Disclosure: I received a copy of this book in exchange for an objective and honest review. I've received no other compensation.
Hashmi thinks innovation is hilarious broken in general, and that in particularly Silicon Valley start-up culture is focused on chasing it's own tail, on management fads, and on eking out minuscule margins rather than making big changes. This book is his attempt to change that culture. It's structured as a series of short thoughts, on pitches, on patterns, on breaking ahead of the curve, and written in a breezy and conversational tone, with links to TED talks rather than footnotes to academic tomes and policy white papers. As a guide to founding a start up, to having it be a good idea, to successfully pitching it to various venture capital rounds, this seems like useful advice.
However, the flip side of that it worrying, and I'm a science policy scholar, so I'm on the flip side.

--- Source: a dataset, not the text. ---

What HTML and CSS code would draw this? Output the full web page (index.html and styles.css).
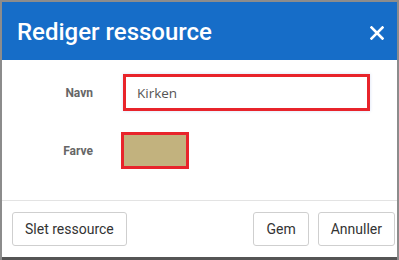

Say that you have a substantial chunk of money to invest in a company (some people, some ideas, some tech). Your choices are people who have some sort of data-backed statement that they're 3% better than the existing alternatives in a massive market, or a group of people who claim that they're passionate, that major disruption is coming just down the pipeline, and they're the people who are ready. Do you go for the staid, conservative, incremental group, or do you bet the farm? How, in the absence of prior evidence, do you distinguish between innovators and cranks? This is the hard question, and a readable applied version of Christensen's "innovator's dilemma" isn't quite it. Hashmi said he was deliberately avoiding anecdotes which may not be applicable to your circumstances, but I wish I had a little more data from the trenches to justify the rather general ideas about thinking bigger.